TASK PROMPT — Below are the records; reproduce all of them exactly but without any images.
====
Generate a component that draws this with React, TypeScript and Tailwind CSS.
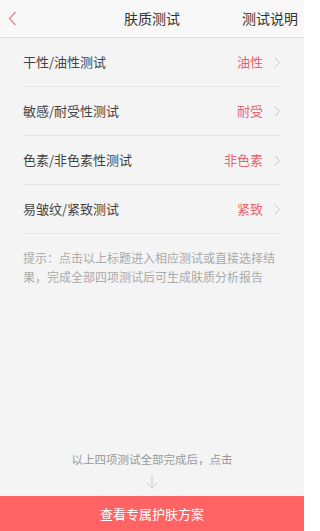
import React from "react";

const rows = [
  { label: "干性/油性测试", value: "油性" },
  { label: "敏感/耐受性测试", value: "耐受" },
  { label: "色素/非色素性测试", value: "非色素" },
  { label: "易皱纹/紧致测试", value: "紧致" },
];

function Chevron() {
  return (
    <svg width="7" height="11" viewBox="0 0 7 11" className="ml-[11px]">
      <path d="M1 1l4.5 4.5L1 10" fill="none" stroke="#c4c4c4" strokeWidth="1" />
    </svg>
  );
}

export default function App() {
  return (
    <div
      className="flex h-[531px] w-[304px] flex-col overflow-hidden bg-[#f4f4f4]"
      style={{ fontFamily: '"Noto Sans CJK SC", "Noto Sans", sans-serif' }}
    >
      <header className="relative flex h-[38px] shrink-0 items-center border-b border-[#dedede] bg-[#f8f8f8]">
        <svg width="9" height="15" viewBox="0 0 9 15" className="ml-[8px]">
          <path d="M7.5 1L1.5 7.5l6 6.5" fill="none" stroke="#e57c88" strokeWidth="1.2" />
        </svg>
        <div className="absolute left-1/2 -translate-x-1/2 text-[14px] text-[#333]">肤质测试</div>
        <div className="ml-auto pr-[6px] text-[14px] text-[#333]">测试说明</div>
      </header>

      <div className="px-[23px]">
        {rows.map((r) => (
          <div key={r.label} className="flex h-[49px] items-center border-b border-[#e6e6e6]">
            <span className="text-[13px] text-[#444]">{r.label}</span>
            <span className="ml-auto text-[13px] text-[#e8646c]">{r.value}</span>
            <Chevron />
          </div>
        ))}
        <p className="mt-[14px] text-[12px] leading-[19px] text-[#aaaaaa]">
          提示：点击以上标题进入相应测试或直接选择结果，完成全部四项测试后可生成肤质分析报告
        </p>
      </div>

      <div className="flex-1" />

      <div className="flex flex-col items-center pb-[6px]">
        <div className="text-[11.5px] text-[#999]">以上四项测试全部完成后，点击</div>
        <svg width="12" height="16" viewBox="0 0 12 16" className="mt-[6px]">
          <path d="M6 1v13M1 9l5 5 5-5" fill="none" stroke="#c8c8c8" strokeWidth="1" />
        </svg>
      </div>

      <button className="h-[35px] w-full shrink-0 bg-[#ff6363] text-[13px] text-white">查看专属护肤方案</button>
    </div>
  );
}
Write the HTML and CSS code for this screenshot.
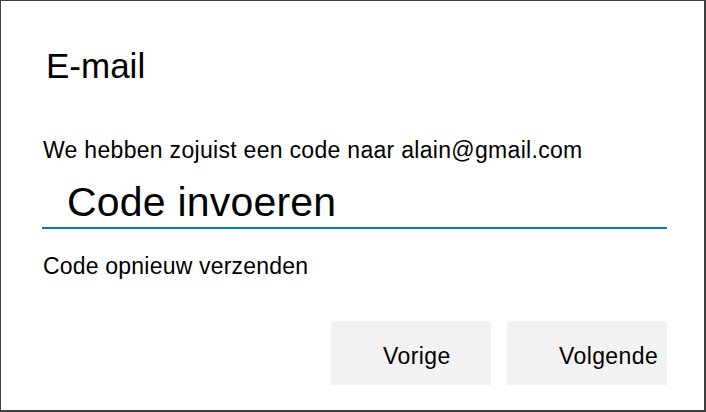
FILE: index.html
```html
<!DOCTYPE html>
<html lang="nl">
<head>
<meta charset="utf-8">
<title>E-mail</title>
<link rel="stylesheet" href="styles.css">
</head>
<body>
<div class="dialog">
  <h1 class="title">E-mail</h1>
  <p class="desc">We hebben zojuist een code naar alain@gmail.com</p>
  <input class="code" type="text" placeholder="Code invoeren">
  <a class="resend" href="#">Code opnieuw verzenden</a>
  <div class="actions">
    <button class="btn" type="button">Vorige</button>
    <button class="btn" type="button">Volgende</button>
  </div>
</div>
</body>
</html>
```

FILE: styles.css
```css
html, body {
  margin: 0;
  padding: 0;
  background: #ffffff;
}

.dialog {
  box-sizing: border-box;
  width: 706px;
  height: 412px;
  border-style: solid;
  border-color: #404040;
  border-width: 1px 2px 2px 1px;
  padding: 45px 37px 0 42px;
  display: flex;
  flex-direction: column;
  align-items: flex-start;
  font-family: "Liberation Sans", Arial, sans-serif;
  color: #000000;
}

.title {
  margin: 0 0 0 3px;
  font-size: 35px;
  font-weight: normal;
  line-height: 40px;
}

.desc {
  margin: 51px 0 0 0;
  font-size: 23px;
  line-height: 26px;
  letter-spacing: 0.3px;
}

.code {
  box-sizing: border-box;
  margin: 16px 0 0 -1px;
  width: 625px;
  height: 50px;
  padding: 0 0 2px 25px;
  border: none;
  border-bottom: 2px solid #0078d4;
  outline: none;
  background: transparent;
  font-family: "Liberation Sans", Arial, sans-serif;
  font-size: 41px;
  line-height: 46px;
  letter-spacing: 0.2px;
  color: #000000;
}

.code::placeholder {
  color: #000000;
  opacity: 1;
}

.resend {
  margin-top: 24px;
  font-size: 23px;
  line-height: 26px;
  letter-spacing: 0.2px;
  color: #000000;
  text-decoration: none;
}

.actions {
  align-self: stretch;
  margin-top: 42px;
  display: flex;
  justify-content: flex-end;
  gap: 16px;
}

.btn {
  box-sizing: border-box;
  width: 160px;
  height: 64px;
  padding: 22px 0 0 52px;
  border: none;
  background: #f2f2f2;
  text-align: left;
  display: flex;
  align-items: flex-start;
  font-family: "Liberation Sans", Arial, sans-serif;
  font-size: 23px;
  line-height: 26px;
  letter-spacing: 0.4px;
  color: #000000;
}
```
====
FULL ANSWER —
Generate a component that draws this with React, TypeScript and Tailwind CSS.
import React from "react";

const rows = [
  { label: "干性/油性测试", value: "油性" },
  { label: "敏感/耐受性测试", value: "耐受" },
  { label: "色素/非色素性测试", value: "非色素" },
  { label: "易皱纹/紧致测试", value: "紧致" },
];

function Chevron() {
  return (
    <svg width="7" height="11" viewBox="0 0 7 11" className="ml-[11px]">
      <path d="M1 1l4.5 4.5L1 10" fill="none" stroke="#c4c4c4" strokeWidth="1" />
    </svg>
  );
}

export default function App() {
  return (
    <div
      className="flex h-[531px] w-[304px] flex-col overflow-hidden bg-[#f4f4f4]"
      style={{ fontFamily: '"Noto Sans CJK SC", "Noto Sans", sans-serif' }}
    >
      <header className="relative flex h-[38px] shrink-0 items-center border-b border-[#dedede] bg-[#f8f8f8]">
        <svg width="9" height="15" viewBox="0 0 9 15" className="ml-[8px]">
          <path d="M7.5 1L1.5 7.5l6 6.5" fill="none" stroke="#e57c88" strokeWidth="1.2" />
        </svg>
        <div className="absolute left-1/2 -translate-x-1/2 text-[14px] text-[#333]">肤质测试</div>
        <div className="ml-auto pr-[6px] text-[14px] text-[#333]">测试说明</div>
      </header>

      <div className="px-[23px]">
        {rows.map((r) => (
          <div key={r.label} className="flex h-[49px] items-center border-b border-[#e6e6e6]">
            <span className="text-[13px] text-[#444]">{r.label}</span>
            <span className="ml-auto text-[13px] text-[#e8646c]">{r.value}</span>
            <Chevron />
          </div>
        ))}
        <p className="mt-[14px] text-[12px] leading-[19px] text-[#aaaaaa]">
          提示：点击以上标题进入相应测试或直接选择结果，完成全部四项测试后可生成肤质分析报告
        </p>
      </div>

      <div className="flex-1" />

      <div className="flex flex-col items-center pb-[6px]">
        <div className="text-[11.5px] text-[#999]">以上四项测试全部完成后，点击</div>
        <svg width="12" height="16" viewBox="0 0 12 16" className="mt-[6px]">
          <path d="M6 1v13M1 9l5 5 5-5" fill="none" stroke="#c8c8c8" strokeWidth="1" />
        </svg>
      </div>

      <button className="h-[35px] w-full shrink-0 bg-[#ff6363] text-[13px] text-white">查看专属护肤方案</button>
    </div>
  );
}
Write the HTML and CSS code for this screenshot.
FILE: index.html
```html
<!DOCTYPE html>
<html lang="nl">
<head>
<meta charset="utf-8">
<title>E-mail</title>
<link rel="stylesheet" href="styles.css">
</head>
<body>
<div class="dialog">
  <h1 class="title">E-mail</h1>
  <p class="desc">We hebben zojuist een code naar alain@gmail.com</p>
  <input class="code" type="text" placeholder="Code invoeren">
  <a class="resend" href="#">Code opnieuw verzenden</a>
  <div class="actions">
    <button class="btn" type="button">Vorige</button>
    <button class="btn" type="button">Volgende</button>
  </div>
</div>
</body>
</html>
```

FILE: styles.css
```css
html, body {
  margin: 0;
  padding: 0;
  background: #ffffff;
}

.dialog {
  box-sizing: border-box;
  width: 706px;
  height: 412px;
  border-style: solid;
  border-color: #404040;
  border-width: 1px 2px 2px 1px;
  padding: 45px 37px 0 42px;
  display: flex;
  flex-direction: column;
  align-items: flex-start;
  font-family: "Liberation Sans", Arial, sans-serif;
  color: #000000;
}

.title {
  margin: 0 0 0 3px;
  font-size: 35px;
  font-weight: normal;
  line-height: 40px;
}

.desc {
  margin: 51px 0 0 0;
  font-size: 23px;
  line-height: 26px;
  letter-spacing: 0.3px;
}

.code {
  box-sizing: border-box;
  margin: 16px 0 0 -1px;
  width: 625px;
  height: 50px;
  padding: 0 0 2px 25px;
  border: none;
  border-bottom: 2px solid #0078d4;
  outline: none;
  background: transparent;
  font-family: "Liberation Sans", Arial, sans-serif;
  font-size: 41px;
  line-height: 46px;
  letter-spacing: 0.2px;
  color: #000000;
}

.code::placeholder {
  color: #000000;
  opacity: 1;
}

.resend {
  margin-top: 24px;
  font-size: 23px;
  line-height: 26px;
  letter-spacing: 0.2px;
  color: #000000;
  text-decoration: none;
}

.actions {
  align-self: stretch;
  margin-top: 42px;
  display: flex;
  justify-content: flex-end;
  gap: 16px;
}

.btn {
  box-sizing: border-box;
  width: 160px;
  height: 64px;
  padding: 22px 0 0 52px;
  border: none;
  background: #f2f2f2;
  text-align: left;
  display: flex;
  align-items: flex-start;
  font-family: "Liberation Sans", Arial, sans-serif;
  font-size: 23px;
  line-height: 26px;
  letter-spacing: 0.4px;
  color: #000000;
}
```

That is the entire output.